Das verwundert doch. Klar ist das weder Radio noch Indiedisco tauglich, aber bei soviel Gefühl für poetische Texte und Musik, die ohne sich anzubiedern dennoch leicht an Pop-Regionen kratzt, wird man schon stutzig bei solch minimaler Reaktion.

Mit Du kannst mich an der Ecke rauslassen schafft Niels Frevert nun zwei Dinge zugleich: Zum einen ein konsequentes Weiterentwicklen und Herausarbeiten dessen was „seine Musik“ ausmacht (gefühlt, jetzt!). Und zum anderen wirkt die hier besprochene Platte zugänglicher, durchdachter, offener. Frevert nämlich mal wieder mit Band, Stephan Gade (Bass), Tim Lorenz (Schlagzeug) und Stefan Will (Piano) spielen fantastisch auf – und zwar indem sie gänzlich unaufgedrängt und minimalistisch spielen. Dies aber so konzentriert dass es eine Wonne ist in den wortlosen Momenten der Lieder zu verweilen.

Und dann: Die Streicher! So passend hat das seit der O von Damien Rice niemand mehr eingesetzt, arrangiert von Werner Becker, einem alten Hasen, wenn man der Beschreibung glauben schenken kann. Überhaupt wirkt das musikalisch alles sehr ausgereift, langsam wird klarer, was der Typ (der nie übt worum es eigentlich geht) die letzten Vier Jahre gemacht hat.

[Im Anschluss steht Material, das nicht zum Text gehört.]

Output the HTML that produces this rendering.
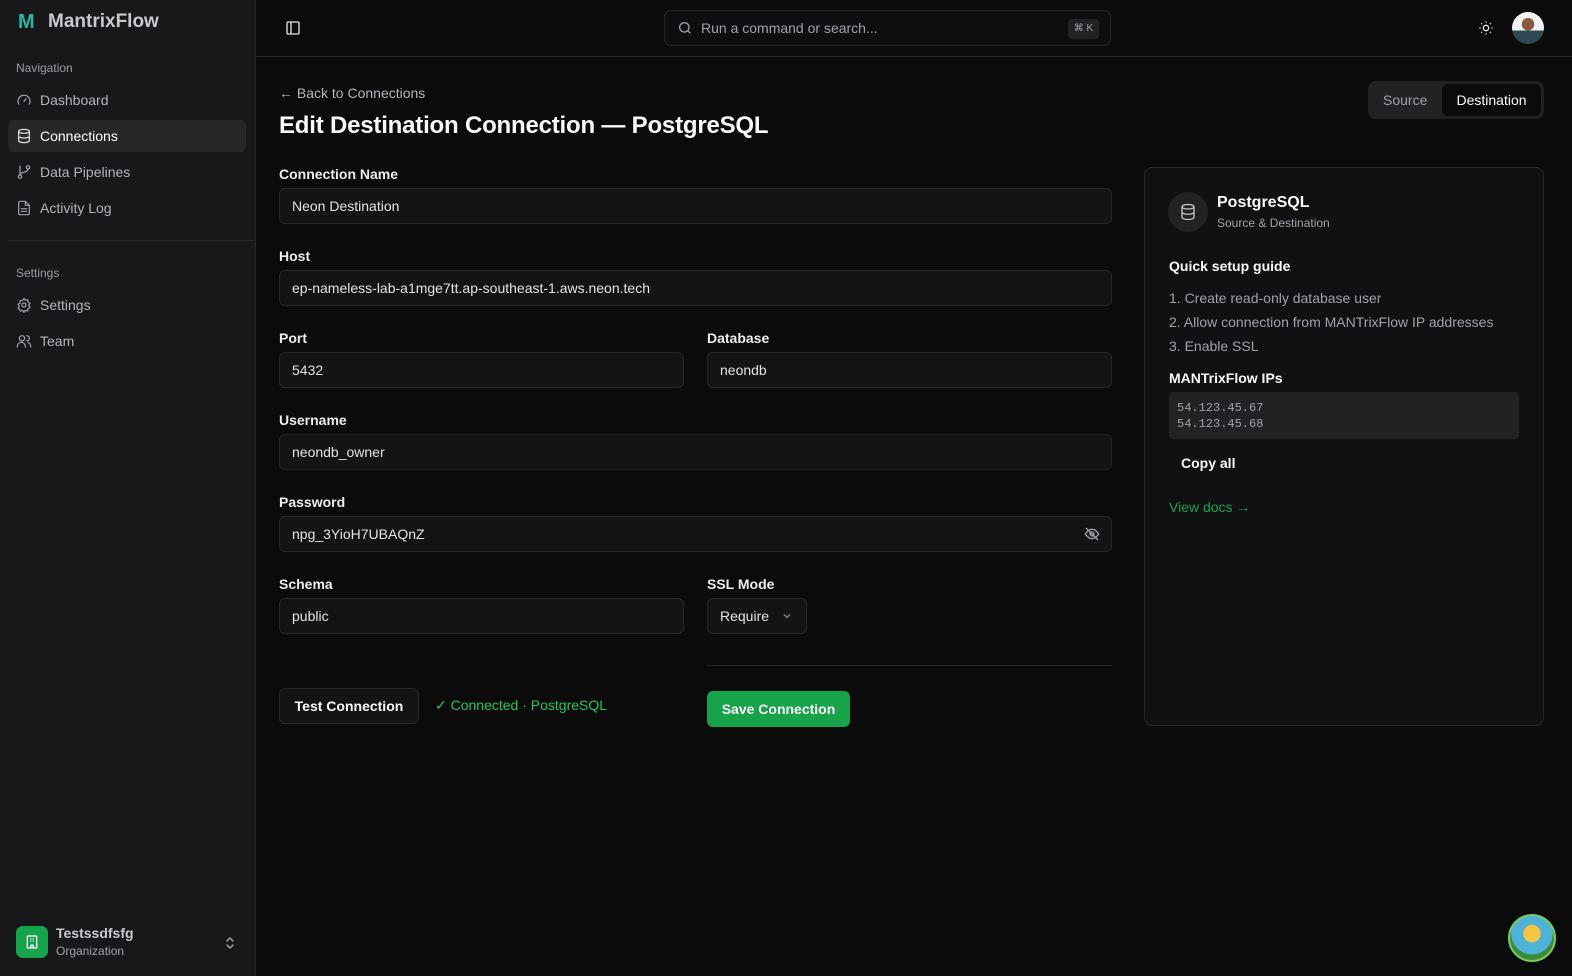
<!DOCTYPE html>
<html><head><style>
*{box-sizing:border-box;margin:0;padding:0}
body{width:1572px;height:976px;background:#0b0b0c;font-family:"Liberation Sans",sans-serif;color:#fafafa;position:relative;overflow:hidden}
.sb{position:absolute;left:0;top:0;width:256px;height:976px;background:#18181b;border-right:1px solid #27272a}
.abs{position:absolute}
.nav{position:absolute;left:8px;width:238px;height:32px;border-radius:6px;display:flex;align-items:center;padding-left:8px;font-size:14px;color:#b4b4bb}
.nav svg{width:16px;height:16px;margin-right:8px;stroke:#a1a1aa;fill:none;stroke-width:1.8;stroke-linecap:round;stroke-linejoin:round}
.sec{position:absolute;left:16px;font-size:12px;color:#9a9aa2}
.lbl{position:absolute;font-size:14px;font-weight:bold;color:#ececef}
.inp{position:absolute;height:36px;border:1px solid #27272a;background:#141416;border-radius:6px;font-size:14px;color:#e4e4e7;padding-left:12px;display:flex;align-items:center}
</style></head><body>
<div class="sb">
  <div class="abs" style="left:18px;top:11px;font-size:20px;font-weight:bold;color:#2ab5a5">M</div>
  <div class="abs" style="left:48px;top:11px;font-size:19px;font-weight:bold;color:#c9c9ce">MantrixFlow</div>
  <div class="sec" style="top:61px">Navigation</div>
  <div class="nav" style="top:84px"><svg viewBox="0 0 24 24"><path d="M4 18a9 9 0 1 1 16 0"/><path d="M12 14l3-4"/></svg>Dashboard</div>
  <div class="nav" style="top:120px;background:#27272a;color:#fff"><svg viewBox="0 0 24 24" style="stroke:#e4e4e7"><ellipse cx="12" cy="5" rx="8" ry="3"/><path d="M4 5v14c0 1.7 3.6 3 8 3s8-1.3 8-3V5M4 12c0 1.7 3.6 3 8 3s8-1.3 8-3"/></svg>Connections</div>
  <div class="nav" style="top:156px"><svg viewBox="0 0 24 24"><circle cx="6" cy="19" r="2.5"/><circle cx="18" cy="5" r="2.5"/><path d="M6 3v13.5M18 7.5c0 6-12 4-12 9"/></svg>Data Pipelines</div>
  <div class="nav" style="top:192px"><svg viewBox="0 0 24 24"><path d="M14 2H6a2 2 0 0 0-2 2v16a2 2 0 0 0 2 2h12a2 2 0 0 0 2-2V8z"/><path d="M14 2v6h6M8 13h8M8 17h8"/></svg>Activity Log</div>
  <div class="abs" style="left:8px;top:240px;width:247px;height:1px;background:#2a2a2e"></div>
  <div class="sec" style="top:266px">Settings</div>
  <div class="nav" style="top:289px"><svg viewBox="0 0 24 24"><circle cx="12" cy="12" r="3"/><path d="M12 2l2 3 3.5-1 .5 3.5 3 2-2 3 2 3-3 2-.5 3.5-3.5-1-2 3-2-3-3.5 1L6 19l-3-2 2-3-2-3 3-2 .5-3.5L10 5z"/></svg>Settings</div>
  <div class="nav" style="top:325px"><svg viewBox="0 0 24 24"><circle cx="9" cy="8" r="4"/><path d="M2 21v-1a6 6 0 0 1 12 0v1M16 4a4 4 0 0 1 0 8M22 21v-1a6 6 0 0 0-4-5.6"/></svg>Team</div>
  <div class="abs" style="left:16px;top:926px;width:32px;height:32px;border-radius:7px;background:#16a34a;display:flex;align-items:center;justify-content:center"><svg width="16" height="16" viewBox="0 0 24 24" fill="none" stroke="#fff" stroke-width="2"><rect x="5" y="3" width="14" height="18" rx="1"/><path d="M9 7h2M13 7h2M9 11h2M13 11h2M10 21v-4h4v4"/></svg></div>
  <div class="abs" style="left:56px;top:925px;font-size:14px;font-weight:bold;color:#c9c9ce">Testssdfsfg</div>
  <div class="abs" style="left:56px;top:944px;font-size:12px;color:#a1a1aa">Organization</div>
  <svg class="abs" style="left:223px;top:935px" width="14" height="16" viewBox="0 0 14 16" fill="none" stroke="#a1a1aa" stroke-width="1.5" stroke-linecap="round"><path d="M4 6l3-3 3 3M4 10l3 3 3-3"/></svg>
</div>
<div class="abs" style="left:256px;top:56px;width:1316px;height:1px;background:#27272a"></div>
<svg class="abs" style="left:285px;top:20px" width="16" height="16" viewBox="0 0 24 24" fill="none" stroke="#e4e4e7" stroke-width="2"><rect x="3" y="3" width="18" height="18" rx="2"/><path d="M9 3v18"/></svg>
<div class="abs" style="left:664px;top:10px;width:447px;height:36px;border:1px solid #27272a;border-radius:7px;background:#0e0e10"></div>
<svg class="abs" style="left:677px;top:20px" width="16" height="16" viewBox="0 0 24 24" fill="none" stroke="#a1a1aa" stroke-width="2"><circle cx="11" cy="11" r="7"/><path d="M20 20l-4-4"/></svg>
<div class="abs" style="left:701px;top:20px;font-size:14px;color:#a1a1aa">Run a command or search...</div>
<div class="abs" style="left:1068px;top:19px;width:31px;height:20px;border-radius:4px;background:#222225;font-size:10px;color:#a1a1aa;text-align:center;line-height:20px">⌘ K</div>
<svg class="abs" style="left:1478px;top:20px" width="16" height="16" viewBox="0 0 24 24" fill="none" stroke="#e4e4e7" stroke-width="2"><circle cx="12" cy="12" r="4"/><path d="M12 2v2M12 20v2M4.9 4.9l1.4 1.4M17.7 17.7l1.4 1.4M2 12h2M20 12h2M4.9 19.1l1.4-1.4M17.7 6.3l1.4-1.4"/></svg>
<div class="abs" style="left:1512px;top:12px;width:32px;height:32px;border-radius:50%;background:radial-gradient(circle at 50% 38%,#8a5a40 0 24%,transparent 25%),linear-gradient(#f2f2f2 0 58%,#2f4a55 58%)"></div>

<div class="abs" style="left:279px;top:85px;font-size:14px;color:#b4b4bb">← Back to Connections</div>
<div class="abs" style="left:279px;top:112px;font-size:24px;font-weight:bold;letter-spacing:-0.2px">Edit Destination Connection — PostgreSQL</div>
<div class="abs" style="left:1368px;top:81px;width:176px;height:38px;border-radius:8px;background:#222225"></div>
<div class="abs" style="left:1383px;top:92px;font-size:14px;color:#a1a1aa">Source</div>
<div class="abs" style="left:1442px;top:84px;width:99px;height:32px;border-radius:6px;background:#0b0b0c;font-size:14px;text-align:center;line-height:32px">Destination</div>

<div class="lbl" style="left:279px;top:166px">Connection Name</div>
<div class="inp" style="left:279px;top:188px;width:833px">Neon Destination</div>
<div class="lbl" style="left:279px;top:248px">Host</div>
<div class="inp" style="left:279px;top:270px;width:833px">ep-nameless-lab-a1mge7tt.ap-southeast-1.aws.neon.tech</div>
<div class="lbl" style="left:279px;top:330px">Port</div>
<div class="inp" style="left:279px;top:352px;width:405px">5432</div>
<div class="lbl" style="left:707px;top:330px">Database</div>
<div class="inp" style="left:707px;top:352px;width:405px">neondb</div>
<div class="lbl" style="left:279px;top:412px">Username</div>
<div class="inp" style="left:279px;top:434px;width:833px">neondb_owner</div>
<div class="lbl" style="left:279px;top:494px">Password</div>
<div class="inp" style="left:279px;top:516px;width:833px">npg_3YioH7UBAQnZ</div>
<svg class="abs" style="left:1084px;top:526px" width="16" height="16" viewBox="0 0 24 24" fill="none" stroke="#a1a1aa" stroke-width="2"><path d="M2 12s4-7 10-7 10 7 10 7-4 7-10 7S2 12 2 12z"/><circle cx="12" cy="12" r="3"/><path d="M3 3l18 18"/></svg>
<div class="lbl" style="left:279px;top:576px">Schema</div>
<div class="inp" style="left:279px;top:598px;width:405px">public</div>
<div class="lbl" style="left:707px;top:576px">SSL Mode</div>
<div class="inp" style="left:707px;top:598px;width:100px">Require <svg style="margin-left:12px" width="12" height="12" viewBox="0 0 12 12" fill="none" stroke="#888" stroke-width="1.3"><path d="M3 4.5l3 3 3-3"/></svg></div>
<div class="abs" style="left:707px;top:665px;width:405px;height:1px;background:#27272a"></div>
<div class="inp" style="left:279px;top:688px;width:140px;justify-content:center;padding:0;font-weight:bold;color:#fafafa">Test Connection</div>
<div class="abs" style="left:435px;top:697px;font-size:14px;color:#22c55e">✓ Connected · PostgreSQL</div>
<div class="abs" style="left:707px;top:691px;width:143px;height:36px;border-radius:6px;background:#16a34a;font-size:14px;font-weight:bold;text-align:center;line-height:36px">Save Connection</div>

<div class="abs" style="left:1144px;top:167px;width:400px;height:559px;border:1px solid #27272a;border-radius:8px;background:#111113"></div>
<div class="abs" style="left:1168px;top:192px;width:40px;height:40px;border-radius:50%;background:#222225;display:flex;align-items:center;justify-content:center"><svg width="18" height="18" viewBox="0 0 24 24" fill="none" stroke="#c4c4c8" stroke-width="1.8"><ellipse cx="12" cy="5" rx="8" ry="3"/><path d="M4 5v14c0 1.7 3.6 3 8 3s8-1.3 8-3V5M4 12c0 1.7 3.6 3 8 3s8-1.3 8-3"/></svg></div>
<div class="abs" style="left:1217px;top:194px;font-size:16px;font-weight:bold">PostgreSQL</div>
<div class="abs" style="left:1217px;top:216px;font-size:12px;color:#a1a1aa">Source &amp; Destination</div>
<div class="abs" style="left:1169px;top:258px;font-size:14px;font-weight:bold">Quick setup guide</div>
<div class="abs" style="left:1169px;top:286px;font-size:14px;color:#a1a1aa;line-height:24px">1. Create read-only database user<br>2. Allow connection from MANTrixFlow IP addresses<br>3. Enable SSL</div>
<div class="abs" style="left:1169px;top:370px;font-size:14px;font-weight:bold">MANTrixFlow IPs</div>
<div class="abs" style="left:1169px;top:392px;width:350px;height:47px;border-radius:4px;background:#222225;font-family:'Liberation Mono',monospace;font-size:12px;color:#a1a1aa;padding:8px;line-height:16px">54.123.45.67<br>54.123.45.68</div>
<div class="abs" style="left:1181px;top:455px;font-size:14px;font-weight:bold">Copy all</div>
<div class="abs" style="left:1169px;top:499px;font-size:14px;color:#16a34a">View docs →</div>
<div class="abs" style="left:1508px;top:914px;width:48px;height:48px;border-radius:50%;background:radial-gradient(circle at 50% 40%,#f5c542 0 25%,#4fb3d9 26% 60%,#3a8a3a 61%);border:2px solid #7acb5a"></div>
</body></html>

Ich mag meinen schwedischen Schrank nicht,
ich hasse meine Telecaster.
Ich mag auch mein Geld auf der Bank nich,
ach wär ich doch gar nicht erst hier.

Ich möchte mich gern von mir trennen,
am besten auf längere Zeit.
Dafür würd ich tagelang rennen,
egal wohin hauptsache weit.

Das halbironische, lethargisch-melancholische Ich möchte mich gerne von mir trennen (im Original von Hildegard Knef) bildet den Quasi-Gegenpol zum tomteschen Theestube („Warum ich mich gut mit Thees verstehe“) und zeigt schon reduziert wohin es textlich geht. Wie so oft ist es die Sinnsuche, das Sichselbstfinden, Aufhören und endlich anfangen. Das klingt natürlich wunderbar allgemein und teilweise abgeschmackt. Zum Glück verhängt Frevert sich nicht in Klischees sondern findet stets Poetik, auch im Kleinen. Und so kommen die neun Songs oft so leichtfüssig daher, dass sich erst beim zweiten oder dritten Mal Hören die Bedeutung erschließt.

Mit geschlossenen Augen,
nem Flattern in den Armen
steh ich in der Gegend
aller Lichter an
wie ein Baukran.

Schwer vorstellbar wie lang er wohl über den Wörtern gegrübelt hat, wieviele Lieder wohl sofort wieder im Papierkorb verschwunden sind. Was bleibt: ein Album, das mehr als nur funktioniert, dem man das Gehörtwerden wirklich wünscht und ob dessen Schönheit man die eigene Kleinlichkeit, um der nur 31 Minuten Spielzeit traurig werden zu wollen, ganz ganz schnell wieder verdrängt.